Performance analysis and design of multiple-input multiple-output and multi-hop free-space optical communication systems Bayaki, Ehsan


Free-space optical (FSO) communication has recently gained a lot of interest as an attractive solution for high-rate last-mile terrestrial applications. FSO has many attractive features including the use of unlicensed parts of the electromagnetic spectrum, ease of deployment, cost efficiency, high security, and high data rates. There are however challenges in the design of FSO communication systems. Specifically, the weather-dependent optical wireless channel introduces attenuation and intensity variations known as turbulence-induced fading, which impose severe challenges for reliable data transmission. Meanwhile, the limitation in transmit power due to eye-safety regulations adds yet another design constraint. In this thesis, we first consider the performance analysis of FSO systems subject to Gamma-Gamma fading. The Gamma-Gamma probability density function (pdf) includes a modified Bessel function that precludes simple closed-form expressions. We employ a series representation of the modified Bessel function and derive closed-form expressions for the pairwise error probability (PEP) of FSO systems. We then study the performance of multiple-input multiple-output (MIMO) FSO systems for general space-time codes (STCs) for both direct and coherent/differential detection. We develop comprehensive models for both detection schemes and also use the derived models for a fair comparison between different detection schemes. For performance analysis only, we limit the number of transmit apertures to two and derive the asymptotic PEP in closed form. Moreover, design criteria are established which are used to prove the quasi-optimality of repetition and Alamouti STCs for direct and coherent/differential detection in Gamma-Gamma fading, respectively.
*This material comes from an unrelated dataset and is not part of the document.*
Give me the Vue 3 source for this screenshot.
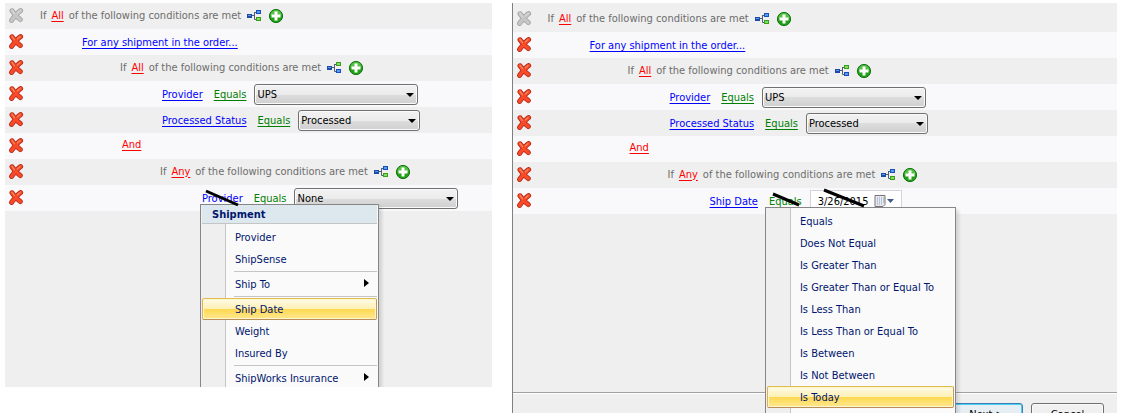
<template>
  <main class="stage">
    <section v-for="panel in panels" :key="panel.id" class="panel" :class="panel.id">
      <div class="rows">
        <div v-for="(row, i) in panel.rows" :key="i" class="row" :class="row.type">
          <button class="icon-btn" type="button" aria-label="Remove" :disabled="row.root">
            <svg width="16" height="16" viewBox="0 0 16 16">
              <g fill="none" stroke-linecap="round" stroke-linejoin="round">
                <path
                  d="M4 2.800C5.200 5 8.200 8.600 12.300 11.600M12.600 2.600C9 5 6.400 8.600 3.600 12.400"
                  :stroke="row.root ? '#a4a4a4' : '#b52a18'"
                  stroke-width="5"
                />
                <path
                  d="M4 2.800C5.200 5 8.200 8.600 12.300 11.600M12.600 2.600C9 5 6.400 8.600 3.600 12.400"
                  :stroke="row.root ? '#c6c6c6' : '#f84a28'"
                  stroke-width="3.4"
                />
                <path
                  d="M4 2.400L6.500 5.600M12 2.600L9.500 4.800"
                  :stroke="row.root ? '#d8d8d8' : '#ff8a62'"
                  stroke-width="1.2"
                />
              </g>
            </svg>
          </button>

          <div class="content" :style="{ marginLeft: row.indent * 40 + 'px' }">
            <template v-if="row.type === 'group'">
              <span>If</span>
              <a href="#" class="join">{{ row.join }}</a>
              <span>of the following conditions are met</span>
              <button class="icon-btn branch" type="button" aria-label="Add group">
                <svg width="16" height="14" viewBox="0 0 16 14">
                  <path d="M5 6.500h3.500M8.500 3v7.500M8.500 3.500h2M8.500 10.500h2" fill="none" stroke="#4f5f78" />
                  <rect x="1" y="5" width="5" height="4" fill="#1c4ba6" />
                  <rect x="2" y="6" width="3" height="1" fill="#5f96e6" />
                  <rect x="10" y="1" width="5" height="4" :fill="row.flip ? '#35a01e' : '#1550bd'" />
                  <rect x="11" y="2" width="3" height="2" :fill="row.flip ? '#86dc5c' : '#5c9af0'" />
                  <rect x="10" y="8" width="5" height="4" :fill="row.flip ? '#1550bd' : '#35a01e'" />
                  <rect x="11" y="9" width="3" height="2" :fill="row.flip ? '#5c9af0' : '#86dc5c'" />
                </svg>
              </button>
              <button class="icon-btn" type="button" aria-label="Add condition">
                <svg width="16" height="16" viewBox="0 0 16 16">
                  <circle cx="8" cy="8" r="6.600" fill="#20a016" stroke="#127512" stroke-width="1" />
                  <path d="M2.500 7.500a5.500 5.500 0 0 1 11 0c-3 1-7 1-11 0z" fill="#58bf48" />
                  <path d="M6.500 3.500h3v3h3v3h-3v3h-3v-3h-3v-3h3z" fill="#fff" />
                </svg>
              </button>
            </template>

            <a v-else-if="row.type === 'scope'" href="#" class="field">For any shipment in the order...</a>
            <a v-else-if="row.type === 'and'" href="#" class="join">And</a>

            <template v-else>
              <span class="term">
                <a href="#" class="field">{{ row.field }}</a>
                <svg v-if="row.strike === 'field'" class="strike" width="36" height="18" viewBox="0 0 36 18">
                  <path d="M2 1L34 15" />
                </svg>
                <ul v-if="row.menu === 'field'" class="menu field-menu">
                  <li class="menu-title">Shipment</li>
                  <li
                    v-for="item in fieldMenu"
                    :key="item.label"
                    :class="{ active: item.active, divided: item.divided }"
                  >
                    <button type="button">{{ item.label }}</button>
                    <svg v-if="item.sub" class="sub" width="5" height="8" viewBox="0 0 5 8">
                      <path d="M0 0l5 4-5 4z" />
                    </svg>
                  </li>
                </ul>
              </span>
              <span class="term">
                <a href="#" class="operator">Equals</a>
                <svg v-if="row.strike === 'operator'" class="strike" width="30" height="16" viewBox="0 0 30 16">
                  <path d="M2 1L28 12" />
                </svg>
                <ul v-if="row.menu === 'operator'" class="menu operator-menu">
                  <li v-for="item in operatorMenu" :key="item" :class="{ active: item === 'Is Today' }">
                    <button type="button">{{ item }}</button>
                  </li>
                </ul>
              </span>
              <span v-if="row.date" class="date">
                <input type="text" :value="row.date" aria-label="Date" />
                <svg class="strike" width="44" height="20" viewBox="0 0 44 20">
                  <path d="M2 1L42 17" />
                </svg>
                <button class="icon-btn" type="button" aria-label="Open calendar">
                  <svg width="22" height="14" viewBox="0 0 22 14">
                    <path d="M1 1.500h10v9l-2 2H1z" fill="#e8ebf2" stroke="#7b7072" />
                    <path d="M3 4h7M3 6h7M3 8h7M3 10h5" stroke="#8d9bb8" stroke-dasharray="1 1" />
                    <path d="M13 5h7l-3.500 4z" fill="#3e5c8c" />
                  </svg>
                </button>
              </span>
              <span v-else class="combo">
                <select :class="{ short: row.short }" :aria-label="row.field">
                  <option>{{ row.value }}</option>
                </select>
                <svg width="8" height="4" viewBox="0 0 8 4"><path d="M0 0h8L4 4z" /></svg>
              </span>
            </template>
          </div>
        </div>
      </div>

      <footer v-if="panel.id === 'wizard'" class="footer">
        <button class="next" type="button">Next &gt;</button>
        <button type="button">Cancel</button>
      </footer>
    </section>
  </main>
</template>

<script setup>
const baseRows = [
  { type: 'group', indent: 0, join: 'All', root: true },
  { type: 'scope', indent: 1 },
  { type: 'group', indent: 2, join: 'All', flip: true },
  { type: 'condition', indent: 3, field: 'Provider', value: 'UPS' },
  { type: 'condition', indent: 3, field: 'Processed Status', value: 'Processed', short: true },
  { type: 'and', indent: 2 },
  { type: 'group', indent: 3, join: 'Any' },
];

const panels = [
  {
    id: 'editor',
    rows: [
      ...baseRows,
      { type: 'condition', indent: 4, field: 'Provider', value: 'None', strike: 'field', menu: 'field' },
    ],
  },
  {
    id: 'wizard',
    rows: [
      ...baseRows,
      {
        type: 'condition',
        indent: 4,
        field: 'Ship Date',
        date: '3/26/2015',
        strike: 'operator',
        menu: 'operator',
      },
    ],
  },
];

const fieldMenu = [
  { label: 'Provider' },
  { label: 'ShipSense' },
  { label: 'Ship To', sub: true, divided: true },
  { label: 'Ship Date', active: true, divided: true },
  { label: 'Weight' },
  { label: 'Insured By' },
  { label: 'ShipWorks Insurance', sub: true, divided: true },
];

const operatorMenu = [
  'Equals',
  'Does Not Equal',
  'Is Greater Than',
  'Is Greater Than or Equal To',
  'Is Less Than',
  'Is Less Than or Equal To',
  'Is Between',
  'Is Not Between',
  'Is Today',
];
</script>

<style>
body {
  background: #fff;
}
</style>

<style scoped>
.stage {
  display: flex;
  gap: 20px;
  box-sizing: border-box;
  height: 100vh;
  padding: 3px 4px 3px 5px;
  font-family: 'DejaVu Sans Condensed', 'DejaVu Sans', sans-serif;
  font-size: 11px;
  line-height: 14px;
  color: #6d6d6d;
}

.stage button,
.stage input,
.stage select {
  font: inherit;
}

.panel {
  display: flex;
  flex-direction: column;
  box-sizing: border-box;
  min-width: 0;
  overflow: hidden;
  background: #efefef;
}

.editor {
  flex: 487 1 0;
  margin-bottom: 26px;
}

.wizard {
  flex: 605 1 0;
  padding-top: 3px;
  border-left: 1px solid #808080;
}

.row {
  display: flex;
  align-items: center;
  height: 26px;
  padding-left: 3px;
  white-space: nowrap;
}

.row:nth-child(even) {
  background: #f9f9fb;
}

.icon-btn {
  display: flex;
  padding: 0;
  border: 0;
  background: none;
}

.content {
  display: flex;
  align-items: center;
  gap: 11px;
  padding: 2px 0 0 18px;
}

.group .content {
  gap: 5px;
  padding: 0 0 0 16px;
}

.and .content {
  padding-top: 0;
  padding-bottom: 2px;
}

.group .content > span,
.group .content > a {
  padding-bottom: 1px;
}

.branch {
  margin-right: 1px;
}

a {
  text-underline-offset: 2px;
}

.join {
  color: #f00;
}

.field {
  color: #00f;
}

.operator {
  color: #008000;
}

.term,
.combo,
.date {
  position: relative;
  display: flex;
}

.combo,
.date {
  margin: -2px 0 0 -3px;
}

.combo select {
  appearance: none;
  box-sizing: border-box;
  width: 164px;
  height: 21px;
  margin: 0;
  padding: 1px 16px 0 2px;
  border: 1px solid #707070;
  border-radius: 3px;
  background: linear-gradient(#f2f2f2, #ebebeb 50%, #dddddd 50%, #cfcfcf);
  box-shadow: inset 0 0 0 1px #fafafa;
  color: #000;
}

.combo select.short {
  width: 122px;
}

.combo svg {
  position: absolute;
  top: 9px;
  right: 4px;
  pointer-events: none;
}

.strike {
  position: absolute;
  top: -2px;
  left: 2px;
  z-index: 3;
  overflow: visible;
  fill: none;
  stroke: #000;
  stroke-width: 3;
  pointer-events: none;
}

.date {
  align-items: center;
  box-sizing: border-box;
  width: 92px;
  height: 22px;
  border: 1px solid #d4d4dc;
  background: #fff;
}

.date input {
  width: 56px;
  padding: 2px 0 0 7px;
  border: 0;
  outline: 0;
  background: none;
  color: #000;
}

.date .strike {
  left: 11px;
}

.menu {
  position: absolute;
  top: 12px;
  left: -2px;
  z-index: 2;
  box-sizing: border-box;
  margin: 0;
  padding: 2px 1px;
  border: 1px solid #868686;
  background: linear-gradient(90deg, #efefef 24px, #c5c5c5 24px, #c5c5c5 25px, #fafafa 25px);
  box-shadow: 3px 3px 3px rgba(0, 0, 0, 0.12);
  list-style: none;
  color: #00156e;
}

.field-menu {
  width: 179px;
  padding-top: 0;
}

.operator-menu {
  left: -4px;
  width: 191px;
}

.menu-title {
  height: 18px;
  margin-bottom: 2px;
  padding-left: 10px;
  border-bottom: 1px solid #c5c5c5;
  background: #dde7ee;
  font-size: 11px;
  font-weight: bold;
  line-height: 20px;
}

.menu li {
  position: relative;
}

.menu button {
  display: block;
  box-sizing: border-box;
  width: 100%;
  height: 22px;
  padding: 2px 0 0 32px;
  border: 1px solid transparent;
  border-radius: 2px;
  background: none;
  text-align: left;
  color: inherit;
}

.menu .active button {
  border-color: #e0bb4e #c29b5c #b98e55 #d9b25a;
  background: linear-gradient(#fffbe6, #fff0b4 50%, #ffd851 50%, #ffe78e);
  box-shadow: inset 0 0 0 1px #fff6cf;
}

.menu .divided {
  padding-top: 3px;
}

.menu .divided::before {
  content: '';
  position: absolute;
  top: 1px;
  left: 32px;
  right: 0;
  height: 1px;
  background: #c5c5c5;
}

.sub {
  position: absolute;
  right: 8px;
  bottom: 8px;
}

.operator-menu::after {
  content: '';
  display: block;
  height: 22px;
}

.footer {
  display: flex;
  flex: none;
  justify-content: flex-end;
  gap: 8px;
  box-sizing: border-box;
  height: 21px;
  margin-top: auto;
  padding: 10px 13px 0 0;
  border-top: 1px solid #a0a0a0;
  box-shadow: inset 0 1px #fff;
}

.footer button {
  flex: none;
  box-sizing: border-box;
  width: 73px;
  height: 23px;
  padding: 0;
  border: 1px solid #707070;
  border-radius: 3px;
  background: linear-gradient(#f2f2f2, #ebebeb);
  box-shadow: inset 0 0 0 1px #fafafa;
  color: #000;
}

.footer .next {
  border-color: #3c7fb1;
  background: #e7eff4;
  box-shadow: inset 0 0 0 1px #48d1f5;
}
</style>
Finally, we investigate dual-hop and multi-hop FSO systems employing electrical and all-optical relays. Erbium-doped fiber amplifiers (EDFAs) are assumed for all-optical relaying and comprehensive signal and noise models are then derived. We show that all-optical relays outperform electrical relays unless the number of relays is very large. Furthermore, we conclude that, for a fixed source-destination distance, performance improves as the number of hops increases up to a certain point. Adding more relays will then result in performance degradation for both amplification schemes.